Bayar Utang Jatuh Tempo, Cadangan Devisa RI Turun di Awal 2024

ANTARA FOTO/M Risyal Hidayat/foc.
Petugas mengecek uang tunai sebelum didistribusikan melalui kantor cabang dan mesin ATM di Pooling Cash Plaza Mandiri, Jakarta, Kamis (8/9/2022). Bank Indonesia (BI) mencatat cadangan devisa Indonesia pada akhir Agustus 2022 stagnan sebesar 132,2 miliar dollar AS jika dibandingkan pada Juli lalu yang juga sebesar 132,2 miliar dollar AS.
7/2/2024, 12.59 WIB

Cadangan devisa Indonesia mengalami penurunan pada awal tahun 2024. Penurunan cadangan devisa tersebut karena pemerintah membayar utang luar negeri yang sudah jatuh tempo.

Cadangan devisa adalah aset yang dimiliki oleh bank sentral dan otoritas moneter berupa mata uang asing atau instrumen keuangan lainnya. Biasanya, cadangan devisa digunakan untuk bayar utang luar negeri dan menjaga stabilitas ekonomi.

Bank Indonesia (BI) mengatakan, cadangan devisa Indonesia pada akhir Januari 2024 mencapai US$ 145,1 miliar, menurun dibandingkan dengan posisi Desember 2023 sebesar US$ 146,4 miliar.

"Penurunan posisi cadangan devisa ini antara lain dipengaruhi jatuh tempo pembayaran utang luar negeri pemerintah," kata Kepala Departemen Komunikasi BI Erwin Haryono di Jakarta, Rabu (7/2).

Erwin mengatakan, posisi cadangan devisa itu setara dengan pembiayaan 6,6 bulan impor atau 6,4 bulan impor dan pembayaran utang luar negeri pemerintah, serta berada di atas standar kecukupan internasional sekitar tiga bulan impor.

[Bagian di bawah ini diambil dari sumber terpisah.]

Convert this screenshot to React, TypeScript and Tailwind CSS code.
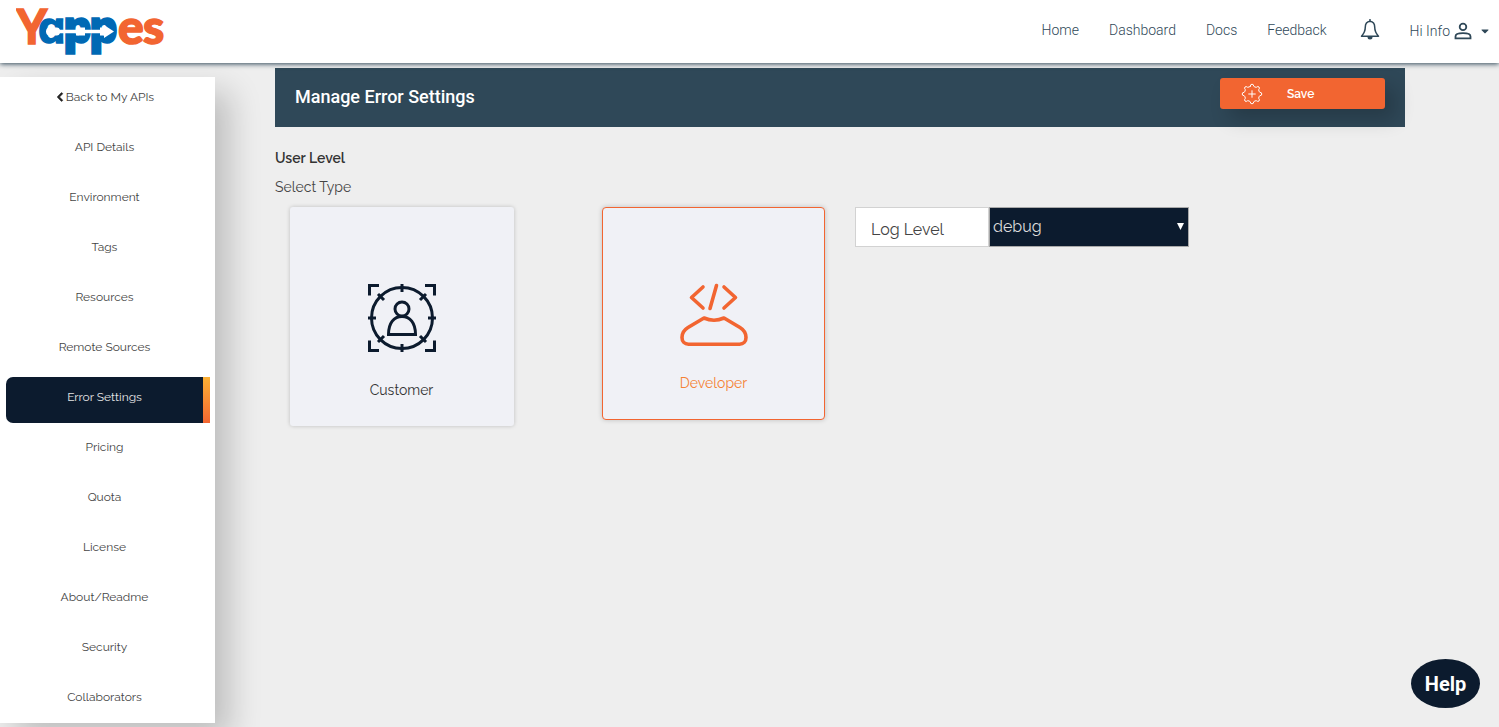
import { FaChevronLeft, FaCaretDown } from "react-icons/fa";

const navLinks = ["Home", "Dashboard", "Docs", "Feedback"];

const sideLinks = [
  "API Details",
  "Environment",
  "Tags",
  "Resources",
  "Remote Sources",
  "Error Settings",
  "Pricing",
  "Quota",
  "License",
  "About/Readme",
  "Security",
  "Collaborators",
];

function Logo() {
  return (
    <svg width="160" height="63" viewBox="0 0 160 63" role="img" aria-label="Yappes">
      <g fontFamily="Lato, sans-serif" fontWeight="900" fontSize="48" fill="#f26531" stroke="#f26531" strokeWidth="1.500">
        <text x="0" y="44" fontFamily="Raleway, Lato, sans-serif" fontWeight="700">Y</text>
        <text x="102" y="44">e</text>
        <text x="127" y="44">s</text>
      </g>
      <g fontFamily="Open Sans, sans-serif" fontWeight="800" fontSize="45" fill="#0069b4" stroke="#0069b4" strokeWidth="1.500">
        <text x="22" y="43">ɑ</text>
        <text x="47" y="43">p</text>
        <text x="73" y="43">p</text>
      </g>
      <path
        d="M30 31.500a4 4 0 0 1 4-4h7q2 0 3 2.300h16v-2.300h9v2.300h15v-2.300h4v-2.500l10 6.500-10 6.500v-2.500h-4v-2.300H69v2.300h-9v-2.300H44q-1 2.300-3 2.300h-7a4 4 0 0 1-4-4z"
        fill="#fff"
      />
    </svg>
  );
}

function BellIcon() {
  return (
    <svg width="20" height="22" viewBox="0 0 20 22" fill="none" stroke="#2f4858" strokeWidth="1.5" strokeLinejoin="round">
      <path d="M10 2.3c-3.2.4-4.7 2.700-4.700 5.700 0 4.500-1.300 6.500-3.800 9.200h17c-2.500-2.700-3.800-4.700-3.800-9.200 0-3-1.500-5.300-4.700-5.700z" />
      <path d="M10 .6v1.700" strokeLinecap="round" />
      <path d="M7.500 18h5a2.500 2.500 0 0 1-5 0z" fill="#2f4858" stroke="none" />
    </svg>
  );
}

function UserIcon() {
  return (
    <svg width="18" height="18" viewBox="0 0 18 18" fill="none" stroke="#2f4858" strokeWidth="1.800">
      <circle cx="9" cy="4.900" r="3.300" />
      <path d="M1.500 16.300v-1.800c0-2.300 4.200-3.300 7.500-3.300s7.500 1 7.500 3.300v1.800z" />
    </svg>
  );
}

function GearPlusIcon() {
  return (
    <svg width="22" height="22" viewBox="0 0 22 22" fill="none" stroke="#fff" strokeWidth="1" strokeLinejoin="round" strokeLinecap="round">
      <path d="M9.300 3.200 Q9.300 1.200 11 1.200 T12.700 3.200 Q13.800 4.300 15.300 4.300 Q17 2.900 18 4 T17.700 6.700 Q17.700 8.300 18.800 9.300 Q20.800 9.300 20.800 11 T18.800 12.700 Q17.700 13.700 17.700 15.300 Q19.100 17 18 18 T15.300 17.700 Q13.800 17.700 12.700 18.800 Q12.700 20.800 11 20.800 T9.300 18.800 Q8.200 17.700 6.700 17.700 Q5 19.100 4 18 T4.300 15.300 Q4.300 13.700 3.200 12.700 Q1.200 12.700 1.200 11 T3.200 9.300 Q4.300 8.300 4.300 6.700 Q2.900 5 4 4 T6.700 4.300 Q8.200 4.300 9.300 3.200z" />
      <path d="M11 7.700v6.600M7.700 11h6.600" />
    </svg>
  );
}

function CustomerIcon() {
  return (
    <svg width="68" height="68" viewBox="0 0 68 68" fill="none" stroke="#0c1b2e" strokeWidth="3">
      <path d="M1.500 11.500v-10h9.500M57 1.500h9.500v10M66.500 56.500v10H57M11 66.500H1.500v-10" />
      <circle cx="34" cy="34" r="30.500" />
      <path d="M34 0v8M34 60v8M0 34h8M60 34h8M10 10l6 6M58 10l-6 6M10 58l6-6M58 58l-6-6" />
      <circle cx="34" cy="25" r="7" />
      <path d="M20.500 50.500C20.500 39 26 32.500 34 32.500S47.500 39 47.500 50.500z" />
    </svg>
  );
}

function DeveloperIcon() {
  return (
    <svg width="68" height="64" viewBox="0 0 68 64" fill="none" stroke="#f26531" strokeWidth="3.600" strokeLinecap="round" strokeLinejoin="round">
      <path d="M23 4L11.500 14.500 23 25M44 4l11.500 10.500L44 25M36.500 2.500l-6.500 23" />
      <path d="M24 35c6 2.700 14 2.700 20 0l16 9.500c4 2.400 6 5 6 10 0 4-2.500 6.700-6.500 6.700h-51C4.500 61.200 2 58.500 2 54.500c0-5 2-7.600 6-10z" />
    </svg>
  );
}

export default function App() {
  return (
    <div className="flex min-h-screen flex-col bg-[#eeeeee] font-[Raleway,Lato,sans-serif] text-[#444]">
      <header className="relative z-10 flex h-[63px] items-center justify-between bg-white pl-4 pr-2 shadow-[0_1px_5px_0_#2f4858]">
        <a href="#home">
          <Logo />
        </a>
        <nav className="flex items-center gap-[30px] pb-1 font-[Roboto,sans-serif] text-[14px] font-light leading-5 text-[#2f4858]">
          {navLinks.map((label) => (
            <a key={label} href={`#${label.toLowerCase()}`}>
              {label}
            </a>
          ))}
          <button type="button" aria-label="Notifications" className="ml-[3px]">
            <BellIcon />
          </button>
          <button type="button" className="flex items-center pt-[2px]">
            <span>Hi Info</span>
            <span className="ml-1">
              <UserIcon />
            </span>
            <FaCaretDown className="ml-[7px] size-3" />
          </button>
        </nav>
      </header>

      <div className="flex flex-1 items-start">
        <aside className="mt-[14px] w-[215px] shrink-0 bg-white shadow-[15px_15px_30px_rgba(0,0,0,0.2)]">
          <nav className="flex flex-col gap-1 pl-[6px] pr-[5px] text-center text-[12px] leading-5">
            <a href="#my-apis" className="flex h-[46px] items-start justify-center gap-px pr-[7px] pt-[10px]">
              <FaChevronLeft className="mt-[5px] size-[10px] stroke-[#222] stroke-[40px] text-[#222]" />
              Back to My APIs
            </a>
            {sideLinks.map((label) =>
              label === "Error Settings" ? (
                <a
                  key={label}
                  href="#error-settings"
                  aria-current="page"
                  className="flex h-[46px] overflow-hidden rounded-l-[7px] bg-[#0c1b2e] text-[#e6e6e6]"
                >
                  <span className="flex-1 pt-[10px]">{label}</span>
                  <span className="w-[7px] bg-linear-to-b from-[#fbb034] to-[#f26531]" />
                </a>
              ) : (
                <a key={label} href="#section" className="h-[46px] pr-[7px] pt-[10px]">
                  {label}
                </a>
              ),
            )}
          </nav>
        </aside>

        <main className="ml-[60px] mr-[94px] mt-[5px] flex-1">
          <div className="flex h-[59px] items-start justify-between bg-[#2f4858] pl-5 pr-5 pt-[10px]">
            <h1 className="pt-[7px] font-[Roboto,sans-serif] text-[18px] font-medium leading-6 text-white">
              Manage Error Settings
            </h1>
            <button
              type="button"
              className="flex h-[31px] w-[165px] items-center rounded-[3px] bg-[#f26531] pl-[21px] text-[12px] font-semibold text-white shadow-[10px_10px_20px_rgba(0,0,0,0.2)]"
            >
              <GearPlusIcon />
              <span className="ml-6">Save</span>
            </button>
          </div>

          <h2 className="mt-[21px] text-[14px] font-semibold leading-5 text-[#333]">User Level</h2>
          <p className="mt-[9px] text-[14px] leading-5">Select Type</p>

          <div className="mt-[10px] flex items-start">
            <button
              type="button"
              className="ml-[15px] flex h-[219px] w-[224px] flex-col items-center rounded-[3px] bg-[#f0f1f6] pr-px pt-[77px] text-[14px] leading-5 text-[#333] shadow-[0_0_4px_rgba(0,0,0,0.2)]"
            >
              <CustomerIcon />
              <span className="mt-[28px]">Customer</span>
            </button>
            <button
              type="button"
              className="ml-[88px] flex h-[213px] w-[223px] flex-col items-center rounded-[4px] border border-[#f26531] bg-[#f0f1f6] pt-[75px] text-[14px] leading-5 text-[#f58233] shadow-[0_0_5px_rgba(0,0,0,0.2)]"
            >
              <DeveloperIcon />
              <span className="mt-[26px]">Developer</span>
            </button>
            <div className="ml-[30px] flex h-10 text-[16px]">
              <label
                htmlFor="log-level"
                className="w-[134px] border border-[#d2d2d2] bg-white pl-[15px] pt-[10px] leading-6"
              >
                Log Level
              </label>
              <div className="relative">
                <select
                  id="log-level"
                  defaultValue="debug"
                  className="h-10 w-[200px] appearance-none border border-[#a9a9a9] bg-[#0c1b2e] pl-[3px] text-[16px] leading-6 text-[#ddd]"
                >
                  <option>debug</option>
                  <option>info</option>
                  <option>error</option>
                </select>
                <svg width="7" height="7" viewBox="0 0 7 7" className="pointer-events-none absolute right-[5px] top-4">
                  <path d="M0 0h7L3.500 7z" fill="#fff" />
                </svg>
              </div>
            </div>
          </div>
        </main>
      </div>

      <button
        type="button"
        className="fixed bottom-[19px] right-[19px] h-[49px] w-[69px] rounded-[50%] bg-[#0c1b2e] font-[Roboto,sans-serif] text-[20px] font-bold text-white"
      >
        Help
      </button>
    </div>
  );
}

"Bank Indonesia menilai cadangan devisa tersebut mampu mendukung ketahanan sektor eksternal serta menjaga stabilitas makroekonomi dan sistem keuangan," kata Erwin.

Cadangan Devisa Akan Tetap Memadai

Bank Indonesia memperkirakan cadangan devisa akan tetap memadai, didukung oleh stabilitas dan prospek ekonomi yang terjaga, seiring dengan sinergi respons bauran kebijakan yang ditempuh BI dan pemerintah.

"Hal ini untuk menjaga stabilitas makroekonomi serta sistem keuangan untuk mendukung pertumbuhan ekonomi yang berkelanjutan," kata Erwin.

Sementara itu, surplus neraca perdagangan Indonesia berlanjut pada Desember 2023 sebesar US$ 3,31 miliar, lebih tinggi dibandingkan dengan surplus pada November 2023 sebesar US$ 2,41 miliar.

Dengan perkembangan tersebut, neraca perdagangan Indonesia pada Januari-Desember 2023 mencatat surplus US$ 36,93 miliar. Capaian ini melanjutkan surplus pada periode yang sama tahun 2022 sebesar US$ 54,46 miliar.

“Bank Indonesia memandang perkembangan ini positif untuk menopang ketahanan eksternal perekonomian Indonesia lebih lanjut,” ujar Erwin pada Selasa (16/1).

Surplus Neraca Perdagangan

Badan Pusat Statistik (BPS) mencatat, pencapaian surplus tersebut didorong oleh sektor nonmigas yang berkontribusi hingga US$ 5,20 miliar, namun tereduksi oleh defisit sektor migas senilai US$ 1,89 miliar.

Selain didukung kinerja positif ekspor nonmigas, peningkatan juga tetap kuat pada ekspor komoditas berbasis sumber daya alam seperti batu bara dan bijih logam. Kemudian ditopang oleh produk manufaktur mesin dan peralatan mekanis.

Berdasarkan negara tujuan, ekspor non migas ke Cina, Amerika Serikat, dan India tetap menjadi kontributor utama ekspor Indonesia "Namun neraca perdagangan komoditas migas tercatat defisit US$ 1,89 miliar dengan komoditas penyumbang defisit adalah hasil minyak dan minyak mentah," kata Erwin.

Sebaliknya, neraca perdagangan nonmigas justru kantongi surplus US$ 5,20 dengan komoditas penyumbang surplus seperti bahan bakar mineral, lemak dan minyak hewan, besi dan baja.

“Ke depan, sinergi akan diperkuat dan kebijakan dengan pemerintah dan otoritas lain guna terus meningkatkan ketahanan eksternal dan mendukung pemulihan ekonomi nasional,” ujar Erwin.